I haven’t done much philosophical reading, writing, or even thinking in about a year. This is not to say that I have stopped entirely. There were several projects underway that I managed to complete or continue, but my heart hasn’t been in it. I have had similar “pauses” in my work over the course of my entire career, beginning with a year break during graduate school which meant that it took me 6 years to finish instead of the recommended 5 (which was the norm at the time).

The negative aspect of such pauses is that each time I stop it takes a very long time to gear back up. For one thing, I fall behind in the literature and so I have to catch up, but also I lose the habit of thinking and, perhaps even more importantly, writing as a philosopher.

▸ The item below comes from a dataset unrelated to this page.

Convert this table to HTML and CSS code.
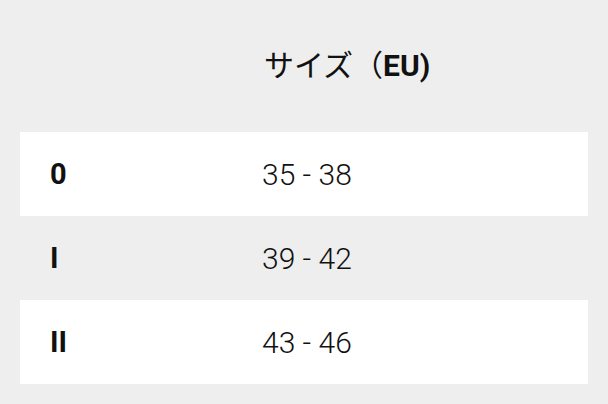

By that I mean thinking carefully and not allowing myself to accept an incomplete or undeveloped thought as some kind of truth upon which to build other ideas. There are probably other important aspects of philosophical thinking that I lose but that is the one that I most aware of.

What makes me pause? Sometimes causes have coincided with some important events in my personal life. One followed the death of my father in my late 20s. Another followed a series of events: completion of my PhD conjoined with the birth of my daughters about 5 years later. But events in my personal life do not always lead me away from philosophy. My divorce and the years of upheaval following it were productive philosophically. This most recent pause seems to have been the result of exhaustion caused more by other activities outside of philosophy, primarily, service to my institution. Although, I think that this service may have been precipitated by or at least coincided with coming to a hard place in my research. I think this may be one of the first times that it is a philosophical problem that has been the primary cause of my slowdown. That’s probably not the norm for philosophers I would think. It is probably the difficulty of the problem that is the usual cause.

Am I more erratic in my working patterns than other philosophers? I think I am more erratic than those who are most productive. I do not feel apologetic about it any longer, though I certainly did when I was younger. I cannot work unless I feel that I have something to say and that saying it is important enough to motivate me to work. This is one of the pleasures of not having an appointment at a research university.

I suppose the big question is whether the pause leads to a full stop of career, which I suppose such pauses do for some people, or whether it is part of the process of reaching a point where I am ready to tackle the problem again. I am about to explore that question.